Portable pools – ranging from small blow-up or plastic paddling or kiddie pools to bigger wading pools, inflatable spas or high-sided flexible plastic pools on a frame – can be popular in summer as a cheap alternative to below-ground pools BUT they’re just as dangerous.
“It’s timely to warn West Australians about the drowning risk associated with portable pools as the weather warms up and you perhaps consider buying a portable pool for your backyard, or as a Christmas gift,” Consumer Protection Commissioner David Hillyard said.
“We partnered with Royal Life Saving in 2014/15 to run a campaign called ‘Make It Safe’. Now we’re collaborating again, with the added reminder of ‘Don’t Duck Out’ of the responsibilities you take on when you buy a portable pool, which may include putting up a safety barrier. Anyone thinking about purchasing a portable pool should take a few minutes to check out www.productsafety.gov.au/makeitsafe.”

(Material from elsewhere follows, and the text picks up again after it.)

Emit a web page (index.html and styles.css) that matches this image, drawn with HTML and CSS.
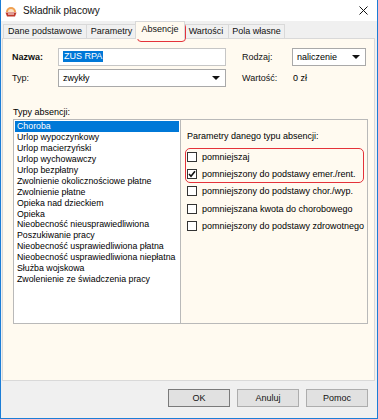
FILE: index.html
```html
<!DOCTYPE html>
<html lang="pl">
<head>
    <meta charset="UTF-8">
    <title>Składnik płacowy</title>
    <link rel="stylesheet" href="styles.css">
</head>
<body>
    <div class="window">
        <div class="titlebar">
            <svg class="app-icon" width="12" height="11" viewBox="0 0 12 11">
                <path d="M1 6 A5 5 0 0 1 11 6 Z" fill="#f0a050"/>
                <path d="M3 6 A3 3 0 0 1 9 6 Z" fill="#fbe3c4"/>
                <path d="M0.5 6.5 H11.5 L10 10.5 H2 Z" fill="#c0392b"/>
                <rect x="3" y="7.5" width="6" height="1" fill="#fff"/>
            </svg>
            <span class="title">Składnik płacowy</span>
            <svg class="close" width="9" height="9" viewBox="0 0 9 9">
                <path d="M0.5 0.5 L8.5 8.5 M8.5 0.5 L0.5 8.5" stroke="#111" stroke-width="1"/>
            </svg>
        </div>

        <div class="tabs">
            <div class="tab tab-dane">Dane podstawowe</div>
            <div class="tab tab-param">Parametry</div>
            <div class="tab active">Absencje</div>
            <div class="tab tab-wart">Wartości</div>
            <div class="tab tab-pola">Pola własne</div>
        </div>

        <div class="panel">
            <div class="form-grid">
                <label class="bold">Nazwa:</label>
                <div class="field"><span class="selected-text">ZUS RPA</span></div>
                <span></span>
                <label>Rodzaj:</label>
                <div class="field combo">naliczenie<span class="arrow"></span></div>

                <label>Typ:</label>
                <div class="field combo">zwykły<span class="arrow"></span></div>
                <span></span>
                <label>Wartość:</label>
                <div class="value">0 zł</div>
            </div>

            <div class="section-label">Typy absencji:</div>
            <div class="absence-box">
                <ul class="abs-list">
                    <li class="selected">Choroba</li>
                    <li>Urlop wypoczynkowy</li>
                    <li>Urlop macierzyński</li>
                    <li>Urlop wychowawczy</li>
                    <li>Urlop bezpłatny</li>
                    <li>Zwolnienie okolicznościowe płatne</li>
                    <li>Zwolnienie płatne</li>
                    <li>Opieka nad dzieckiem</li>
                    <li>Opieka</li>
                    <li>Nieobecność nieusprawiedliwiona</li>
                    <li>Poszukiwanie pracy</li>
                    <li>Nieobecność usprawiedliwiona płatna</li>
                    <li>Nieobecność usprawiedliwiona niepłatna</li>
                    <li>Służba wojskowa</li>
                    <li>Zwolenienie ze świadczenia pracy</li>
                </ul>
                <div class="params">
                    <div class="params-title">Parametry danego typu absencji:</div>
                    <div class="check-row"><span class="box"></span>pomniejszaj</div>
                    <div class="check-row"><span class="box checked"><svg width="8" height="8" viewBox="0 0 8 8"><path d="M1 4 L3 6.3 L7 1.2" stroke="#111" stroke-width="1.6" fill="none"/></svg></span>pomniejszony do podstawy emer./rent.</div>
                    <div class="check-row"><span class="box"></span>pomniejszony do podstawy chor./wyp.</div>
                    <div class="check-row"><span class="box"></span>pomniejszana kwota do chorobowego</div>
                    <div class="check-row"><span class="box"></span>pomniejszony do podstawy zdrowotnego</div>
                    <div class="mark mark-checks"></div>
                </div>
            </div>
        </div>

        <div class="footer">
            <button class="btn default">OK</button>
            <button class="btn">Anuluj</button>
            <button class="btn">Pomoc</button>
        </div>

        <div class="mark mark-tab"></div>
    </div>
</body>
</html>
```

FILE: styles.css
```css
/* Reset */
* {
    margin: 0;
    padding: 0;
    box-sizing: border-box;
}

body {
    font-family: 'Liberation Sans', Arial, sans-serif;
    font-size: 9px;
    color: #000;
    background: #fff;
}

/* Window frame */
.window {
    position: relative;
    width: 378px;
    height: 419px;
    border: 1px solid #1c7dd6;
    border-top: none;
    background: #f0f0f0;
    display: flex;
    flex-direction: column;
}

.titlebar {
    height: 21px;
    background: #fff;
    display: flex;
    align-items: center;
    padding-left: 4px;
}

.app-icon {
    margin-top: 2px;
}

.title {
    margin-left: 6px;
    font-size: 10px;
    color: #111;
}

.close {
    margin-left: auto;
    margin-right: 9px;
}

/* Tabs */
.tabs {
    height: 17px;
    display: flex;
    align-items: flex-end;
    padding-left: 2px;
}

.tab {
    height: 14px;
    line-height: 12px;
    text-align: center;
    border: 1px solid #d9d9d9;
    border-bottom: none;
    background: #f0f0f0;
    color: #111;
    white-space: nowrap;
}

.tab-dane { width: 84px; }
.tab-param { width: 51px; margin-left: -1px; }
.tab-wart { width: 46px; }
.tab-pola { width: 57px; margin-left: -1px; }

.tab.active {
    position: relative;
    z-index: 1;
    width: 50px;
    height: 18px;
    line-height: 15px;
    margin: 0 -2px -1px -2px;
    background: #fffaf0;
}

/* Main panel */
.panel {
    height: 343px;
    margin: 0 2px 0 1px;
    border: 1px solid #d9d9d9;
    background: #fffaf0;
    padding: 9px 7px 0 9px;
}

.form-grid {
    display: grid;
    grid-template-columns: 46px 168px 16px 50px 74px;
    grid-auto-rows: 18px;
    row-gap: 3px;
    align-items: center;
}

.form-grid label {
    color: #111;
}

.bold {
    font-weight: bold;
}

.field {
    position: relative;
    height: 18px;
    background: #fff;
    border: 1px solid #c6c6c6;
    padding: 0 4px;
    line-height: 16px;
}

.selected-text {
    display: inline-block;
    background: #0078d7;
    color: #fff;
    line-height: 11px;
    padding: 0 1px;
    vertical-align: middle;
    margin-top: -2px;
}

.combo {
    border-color: #a9a9a9;
}

.arrow {
    position: absolute;
    right: 5px;
    top: 6px;
    border-left: 4px solid transparent;
    border-right: 4px solid transparent;
    border-top: 4px solid #111;
}

.value {
    padding-left: 1px;
}

.section-label {
    margin-top: 20px;
    padding-left: 1px;
    line-height: 11px;
}

/* Absence list and parameters */
.absence-box {
    margin-top: 1px;
    margin-left: 1px;
    height: 205px;
    width: 355px;
    display: flex;
}

.abs-list {
    list-style: none;
    width: 168px;
    background: #fff;
    border: 1px solid #b9b9b9;
    padding: 1px;
    font-size: 8.8px;
}

.abs-list li {
    height: 10.95px;
    line-height: 10.95px;
    padding-left: 2px;
    white-space: nowrap;
}

.abs-list li.selected {
    background: #0078d7;
    color: #fff;
}

.params {
    position: relative;
    flex: 1;
    border: 1px solid #b9b9b9;
    border-left: none;
    padding: 11px 0 0 6px;
}

.params-title {
    line-height: 11px;
    margin-bottom: 6px;
}

.check-row {
    height: 17.4px;
    display: flex;
    align-items: center;
    white-space: nowrap;
}

.box {
    width: 10px;
    height: 10px;
    border: 1px solid #333;
    background: #fff;
    margin-right: 5px;
    display: flex;
    align-items: center;
    justify-content: center;
}

/* Red annotation outlines */
.mark {
    position: absolute;
    border: 1.5px solid #e4323a;
    border-radius: 4px;
}

.mark-tab {
    left: 136px;
    top: 23px;
    width: 49px;
    height: 19px;
}

.mark-checks {
    left: 4px;
    top: 28px;
    width: 179px;
    height: 35px;
    border-radius: 5px;
}

/* Footer buttons */
.footer {
    flex: 1;
    display: flex;
    justify-content: flex-end;
    gap: 7px;
    padding: 8px 9px 0 0;
}

.btn {
    width: 62px;
    height: 18px;
    font-family: inherit;
    font-size: 9px;
    color: #111;
    background: #e1e1e1;
    border: 1px solid #adadad;
}

.btn.default {
    border-color: #7a7a7a;
}
```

Royal Life Saving Society – Western Australia CEO, Peter Leaversuch says their annual National Drowning Report highlights the issue of portable pool drowning and who is most at risk. “Our statistics show there is one child fatality as a result of a portable pool drowning each year. The child is almost always under five-years-old and more likely to be male.
“We don’t want any deaths or hospitalisations due to drowning this summer. Adults following the Don’t Duck Out, Make It SAFE tips, such as keeping constant watch of kids around portable pools, can reduce the risk and potentially save lives.”
Supervise. Actively watch children within arm’s reach. Don’t leave older children in charge.
Act. Learn emergency first aid including CPR. It’s important to start compressions and breaths as soon as possible when a child is pulled from the water and to call triple zero (000) for help. If there are two people, one should make the phone call while the other does CPR.
Fence. In WA, and most of Australia, pools with more than 30cm of water in, are legally required to have a compliant safety barrier. Check with your local Council.
Empty and store safely. After keeping watch all day, pour out water and put the pool away where children can’t reach. Never leave it where it can refill with rain or sprinkler water.
Under the Australian Consumer Law, portable pools and their packaging are required to have labels drawing the buyer’s attention to drowning risk, the need for active supervision, proper storage and local fencing laws. The Australian Competition and Consumer Commission (ACCC) and state and territory consumer protection regulators enforce product safety labelling laws by carrying out inspections of portable pools at retailers. Since July 2018 Consumer Protection WA has visited about 50 stores and checked more than 290 portable pools; inspectors found only one paddling pool and one inflatable spa were not compliant. Suppliers of portable pools failing to comply with the mandatory standard can face hefty penalties.